Tiramisu cake – a cautionary tale

What can I say about Tiramisu?  Well, it’s not trifle.  I learned that after years of confusion.  Much like Al Pachino is not Robert DeNiro.  I know they were different but somehow they always occupied the same space in my brain.  So that’s fact one.  Tiramisu is not Triffle, but it could be Al Pachino’s favourite dessert for all we know.  Fact number two;  Tiramisu seems to be a boozy, caffeine-loaded pile of cake with fancy cream cheese icing, aka.  my husband’s dream.  Sorry, that is probably the most offensive description of Tiramisu ever recorded.   Tiramisu fact number three; the recipe is a lesson in planning and I failed.

Tiramisu day started out like any other day.  I casually went to the grocery store and spent $30 on mascarpone, fancy chocolate and of course more eggs and sugar.  I didn’t splurge for the brandy because I don’t think I could have identified it in the liquor store and what dessert isn’t improved with amaretto? So I took my haul home and made the syrup? soak?  drenching liquid? Whatever it’s called I mixed the booze and coffee together.


The next thing I tackled was the filling.  I beat together powdered sugar, cream and the cheese that, no joke, cost $15.  This better be good!  No worries it ended up looking divine.  Worth the $15 for sure!


When taking it in bite-size chunks this recipe is pretty accessible. So far I’ve just been dumping things together and mixing.  I was excited to get to the baking part.  The part where you do the dumping and mixing but don’t really know if it turned out until that fateful moment when you bring it out of the oven.

This sponge recipe seemed very similar to the swiss roll recipe.  A lot of beating eggs and sugar until there is a trail of batter.  Usually, this totally baffles me but this time I am pretty sure I got the trail.  Or at least a much-changed batter.

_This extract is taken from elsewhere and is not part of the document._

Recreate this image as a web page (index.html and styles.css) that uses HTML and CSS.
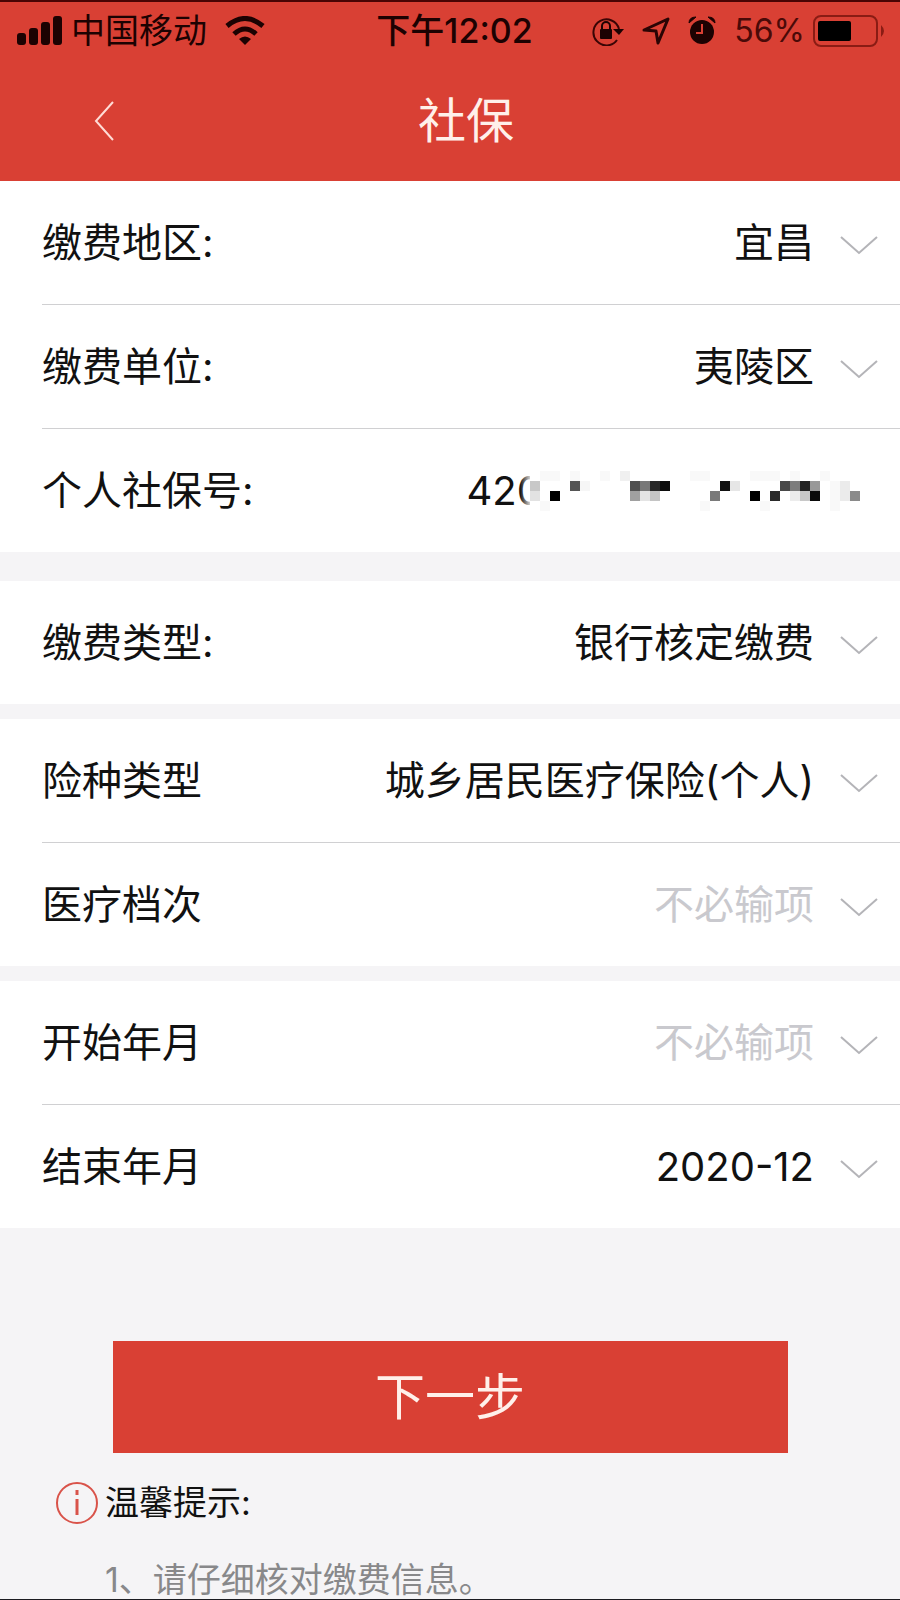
FILE: index.html
```html
<!DOCTYPE html>
<html lang="zh-CN">
<head>
    <meta charset="UTF-8">
    <meta name="viewport" content="width=device-width, initial-scale=1.0">
    <title>社保</title>
    <link rel="stylesheet" href="styles.css">
</head>
<body>
    <svg class="symbols" aria-hidden="true">
        <symbol id="chevron" viewBox="0 0 38 20">
            <path d="M1 2 L19 18 L37 2" fill="none" stroke="#b4b4b8" stroke-width="2"/>
        </symbol>
    </svg>

    <header class="header">
        <div class="status-bar">
            <div class="status-left">
                <svg class="signal" width="46" height="30" viewBox="0 0 46 30">
                    <rect x="0" y="17" width="9" height="12" rx="3"/>
                    <rect x="12" y="12" width="9" height="17" rx="3"/>
                    <rect x="24" y="6" width="9" height="23" rx="3"/>
                    <rect x="36" y="0" width="9" height="29" rx="3"/>
                </svg>
                <span class="carrier">中国移动</span>
                <svg class="wifi" width="40" height="30" viewBox="0 0 40 30">
                    <path d="M2 10 Q20 -5 38 10" fill="none" stroke="#1c0202" stroke-width="5"/>
                    <path d="M9 18 Q20 8 31 18" fill="none" stroke="#1c0202" stroke-width="5"/>
                    <path d="M14 23 Q20 18 26 23 L20 29 Z"/>
                </svg>
            </div>
            <div class="status-time">下午12:02</div>
            <div class="status-right">
                <svg width="32" height="30" viewBox="0 0 32 30">
                    <path d="M25 24 A13 13 0 1 1 27 13" fill="none" stroke="#3a0505" stroke-width="2"/>
                    <path d="M21 13 H32 L27 19 Z"/>
                    <rect x="8" y="13" width="12" height="10" rx="1"/>
                    <path d="M10 13 V10 A4 4 0 0 1 18 10 V13" fill="none" stroke="#1c0202" stroke-width="2"/>
                </svg>
                <svg width="28" height="30" viewBox="0 0 28 30">
                    <path d="M2 14 L26 3 L16 27 L14 15 Z" fill="none" stroke="#2a0404" stroke-width="3" stroke-linejoin="round"/>
                </svg>
                <svg width="28" height="30" viewBox="0 0 28 30">
                    <circle cx="14" cy="16" r="12"/>
                    <path d="M1 7 Q1 1 8 1 Z M27 7 Q27 1 20 1 Z" stroke="#1c0202" stroke-width="1"/>
                    <path d="M14 8 V17 H8" fill="none" stroke="#d94034" stroke-width="2"/>
                </svg>
                <span class="percent">56%</span>
                <svg width="74" height="32" viewBox="0 0 74 32">
                    <rect x="2" y="1" width="63" height="30" rx="7" fill="none" stroke="#8a1c14" stroke-width="2"/>
                    <rect x="6" y="6" width="33" height="20" rx="2" fill="#000"/>
                    <path d="M69 10 Q75 16 69 22 Z" fill="#8a1c14"/>
                </svg>
            </div>
        </div>
        <div class="title-bar">
            <button class="back-button" aria-label="返回">
                <svg width="20" height="40" viewBox="0 0 20 40">
                    <path d="M19 1 L2 20 L19 39" fill="none" stroke="#ffdcd6" stroke-width="2"/>
                </svg>
            </button>
            <h1 class="title">社保</h1>
        </div>
    </header>

    <form class="form">
        <div class="group">
            <div class="row">
                <label for="area">缴费地区:</label>
                <select id="area"><option>宜昌</option></select>
                <svg class="chevron"><use href="#chevron"/></svg>
            </div>
            <div class="row">
                <label for="unit">缴费单位:</label>
                <select id="unit"><option>夷陵区</option></select>
                <svg class="chevron"><use href="#chevron"/></svg>
            </div>
            <div class="row">
                <label for="number">个人社保号:</label>
                <input id="number" type="text" value="420">
                <!-- masked part of the number -->
                <svg class="mask" width="340" height="40" viewBox="0 0 340 40">
                    <defs>
                        <linearGradient id="fade">
                            <stop offset="0" stop-color="#fff" stop-opacity="0"/>
                            <stop offset="1" stop-color="#fff" stop-opacity="0.8"/>
                        </linearGradient>
                    </defs>
                    <rect width="10" height="40" fill="url(#fade)"/>
                    <rect x="10" width="330" height="40" fill="#fff"/>
                    <g fill="#f9f9f9">
                        <path d="M20 0h20v10h-20z M50 0h10v10h-10z M80 0h10v10h-10z M110 10h10v10h-10z M170 0h20v10h-20z M230 0h30v10h-30z M270 0h10v10h-10z M300 0h10v10h-10z"/>
                        <path d="M20 30h10v10h-10z M180 30h10v10h-10z M240 30h10v10h-10z M310 30h10v10h-10z M310 10h10v20h-10z"/>
                    </g>
                    <rect x="100" y="0" width="10" height="10" fill="#f0f0f0"/>
                    <rect x="10" y="10" width="10" height="10" fill="#c8c8c8"/>
                    <rect x="50" y="10" width="10" height="10" fill="#555"/>
                    <rect x="60" y="10" width="10" height="10" fill="#f6f6f6"/>
                    <rect x="110" y="10" width="10" height="10" fill="#505050"/>
                    <rect x="120" y="10" width="10" height="10" fill="#787878"/>
                    <rect x="130" y="10" width="10" height="10" fill="#282828"/>
                    <rect x="140" y="10" width="10" height="10" fill="#0c0c0c"/>
                    <rect x="200" y="10" width="10" height="10" fill="#111"/>
                    <rect x="210" y="10" width="10" height="10" fill="#e6e6e6"/>
                    <rect x="260" y="10" width="10" height="10" fill="#484848"/>
                    <rect x="270" y="10" width="10" height="10" fill="#7d7d7d"/>
                    <rect x="280" y="10" width="10" height="10" fill="#222"/>
                    <rect x="290" y="10" width="10" height="10" fill="#999"/>
                    <rect x="320" y="10" width="10" height="20" fill="#ebebeb"/>
                    <rect x="10" y="20" width="10" height="10" fill="#e2e2e2"/>
                    <rect x="30" y="20" width="10" height="10" fill="#000"/>
                    <rect x="110" y="20" width="10" height="10" fill="#a0a0a0"/>
                    <rect x="120" y="20" width="10" height="10" fill="#e4e4e4"/>
                    <rect x="130" y="20" width="10" height="10" fill="#c4c4c4"/>
                    <rect x="190" y="20" width="10" height="10" fill="#7a7a7a"/>
                    <rect x="230" y="20" width="10" height="10" fill="#000"/>
                    <rect x="250" y="20" width="10" height="10" fill="#2a2a2a"/>
                    <rect x="270" y="20" width="10" height="10" fill="#ececec"/>
                    <rect x="280" y="20" width="10" height="10" fill="#c8c8c8"/>
                    <rect x="290" y="20" width="10" height="10" fill="#0a0a0a"/>
                    <rect x="330" y="20" width="10" height="10" fill="#8a8a8a"/>
                </svg>
            </div>
        </div>

        <div class="group group-spaced">
            <div class="row">
                <label for="payType">缴费类型:</label>
                <select id="payType"><option>银行核定缴费</option></select>
                <svg class="chevron"><use href="#chevron"/></svg>
            </div>
        </div>

        <div class="group">
            <div class="row">
                <label for="insurance">险种类型</label>
                <select id="insurance"><option>城乡居民医疗保险(个人)</option></select>
                <svg class="chevron"><use href="#chevron"/></svg>
            </div>
            <div class="row">
                <label for="level">医疗档次</label>
                <select id="level" class="empty"><option>不必输项</option></select>
                <svg class="chevron"><use href="#chevron"/></svg>
            </div>
        </div>

        <div class="group">
            <div class="row">
                <label for="start">开始年月</label>
                <select id="start" class="empty"><option>不必输项</option></select>
                <svg class="chevron"><use href="#chevron"/></svg>
            </div>
            <div class="row">
                <label for="end">结束年月</label>
                <select id="end"><option>2020-12</option></select>
                <svg class="chevron"><use href="#chevron"/></svg>
            </div>
        </div>

        <button class="next-button" type="button">下一步</button>
    </form>

    <section class="tips">
        <h2 class="tips-title">
            <svg width="44" height="44" viewBox="0 0 44 44">
                <circle cx="22" cy="22" r="20" fill="none" stroke="#d9534a" stroke-width="2"/>
                <path d="M22 9 V14 M22 18 V34" stroke="#d9534a" stroke-width="3"/>
            </svg>
            温馨提示:
        </h2>
        <p class="tips-text">1、请仔细核对缴费信息。</p>
    </section>
</body>
</html>
```

FILE: styles.css
```css
* {
    box-sizing: border-box;
}

body {
    display: flex;
    flex-direction: column;
    min-height: 100vh;
    margin: 0;
    background-color: #f5f4f6;
    border-bottom: 2px solid #1b1b20;
    color: #111;
    font-family: Inter, "Noto Sans CJK SC", sans-serif;
}

.symbols {
    position: absolute;
    width: 0;
    height: 0;
}

.header {
    background-color: #d94034;
    border-top: 2px solid #4a0404;
}

.status-bar {
    display: grid;
    grid-template-columns: 1fr auto 1fr;
    align-items: center;
    height: 58px;
    padding: 0 14px 0 17px;
    color: #1c0202;
    fill: #1c0202;
}

.status-left,
.status-right {
    display: flex;
    align-items: center;
}

.status-left {
    gap: 8px;
}

.wifi {
    margin-left: 10px;
}

.carrier {
    font-size: 34px;
    line-height: 40px;
}

.status-time {
    padding-left: 6px;
    font-size: 34px;
    font-weight: 500;
    line-height: 40px;
}

.status-right {
    justify-content: flex-end;
    gap: 18px;
}

.percent {
    margin-right: -11px;
    color: #4a0a08;
    font-size: 32px;
    line-height: 40px;
}

.title-bar {
    display: grid;
    grid-template-columns: 1fr auto 1fr;
    align-items: center;
    height: 121px;
    padding-left: 32px;
}

.back-button {
    display: flex;
    justify-self: start;
    margin-left: 52px;
    padding: 10px;
    border: none;
    background: none;
    cursor: pointer;
}

.title {
    margin: 0;
    color: #fff0ea;
    font-size: 48px;
    font-weight: 400;
    line-height: 60px;
}

.form {
    display: flex;
    flex-direction: column;
}

.group {
    margin-bottom: 15px;
    padding-left: 42px;
    background-color: #fff;
}

.group-spaced {
    margin-top: 14px;
}

.row {
    display: flex;
    align-items: center;
    height: 123px;
    padding-right: 22px;
    font-size: 40px;
    line-height: 56px;
}

.row + .row {
    height: 124px;
    border-top: 1px solid #d0d0d2;
}

.row select,
.row input {
    flex: 1;
    min-width: 0;
    height: 56px;
    padding: 0;
    border: none;
    outline: none;
    background: none;
    appearance: none;
    color: #111;
    font: inherit;
    text-align: right;
    text-align-last: right;
}

.row select.empty {
    color: #c9c9ce;
}

.chevron {
    width: 38px;
    height: 20px;
    margin-top: 4px;
    margin-left: 26px;
}

.mask {
    position: relative;
    margin-right: 18px;
    margin-left: -22px;
}

.next-button {
    align-self: center;
    width: 75%;
    height: 112px;
    margin-top: 98px;
    padding: 0 0 8px;
    border: none;
    background-color: #d94034;
    color: #fff0ea;
    font-family: inherit;
    font-size: 50px;
    cursor: pointer;
}

.tips {
    padding: 28px 55px 0;
}

.tips-title {
    display: flex;
    align-items: center;
    gap: 6px;
    margin: 0;
    font-size: 34px;
    font-weight: 400;
    line-height: 44px;
}

.tips-text {
    margin: 36px 0 0 50px;
    color: #88888a;
    font-size: 34px;
    line-height: 38px;
}
```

Sifting in the flour was stressful as usual but I persevered and made sure to tilt my pan so it was level, unlike the Charlotte Royale slant.  The whole thing baked in no time at all and it looked nice and golden.  In fact, it looked much better than it smelled.  It smelled like cooked eggs.  My husband came upstairs because he thought I had made an omelette.  Hmm, not exactly the scent of baking cookies that realtors pump into houses. But I was more concerned about structural integrity than scent at this point since I had to cut a 1/2 inch sponge in half.


While my sponge cooled I grated some grown-up chocolate.  I’m talking 70%, none of that sugary Dairy Milk here.  It was surprisingly therapeutic.


Back to sponge surgery.  Pro tip:  Mary says to cut the whole thing in half and then cut out squares to fit your pan.  Don’t do that.  Cut out the squares first and then cut them in half.  This means you have less of the delicate sponge to navigate and you get to eat the off cuts to determine if you did actually make a cake omelette. The edges tasted ok, they were going to benefit greatly from a good coffee soaking.  The slicing was less ok.


Things were in a delicate state.  Things being the sponge and my psyche.  Nothing to be done but hide the pieces in the middle of the cake.  And so I began assembling.  I had the brilliant idea of putting the filling in a piping bag so I could evenly distribute it on each layer without having to tug at a knife onto of the crumbling cake.  This worked great except I was a mess at portioning it out.  I boldly soaked my first layer, piped on the filling and sprinkled my chocolate.


And with each subsequent layer panic set in.  I was running out of filling,  I was running out of the coffee mixture.  This was not good.  By the time I got to the top layer I contemplated getting the blob of filling off my sock to be able to cover the sponge.


PLease don’t ask how it got on my sock, I don’t know, things were getting weird.  With so little filling left and no extra sock mixture added in I had to try to spread the filling over the crumbling sponge.  With each stroke of the knife, some cake came with it.  Not good.  Finally, I got it covered-ish, only to realize I was supposed to crumb coat the cake and then maybe cover the sides.  And after all that, I was supposed to have tempered chocolate and made intricate chocolate decorations.  Nope.  Sorry, I produced a cake.  It has a very sturdy base and a slapdash top but it’s was a cake, that’s it I’m out.


So let this be a warning to all your bakers out there.  Read through the recipe before you start.  And even after you’ve read it read it again.  Because if you’re like me you stopped paying attention after step 10 and those last 9 steps are relevant.  And portion out your ingredients.  If you need to have enough for 4 layers of something, be like those crazy bake off bakers and weigh and divide.  I know it’s math but it will save you from a sad Tiramisu flop.  Luckily the cake still tasted pretty good despite it’s less than professional appearance. I have been schooled and I will do better. I have to, or the Prinsesstårta will be a sh** show!

5 thoughts on “Tiramisu cake – a cautionary tale

  1. I’m so glad you posted this, because I’ve been wanting to make this and have been really paranoid about it! I’m sure it still tasted delicious no matter how difficult it was!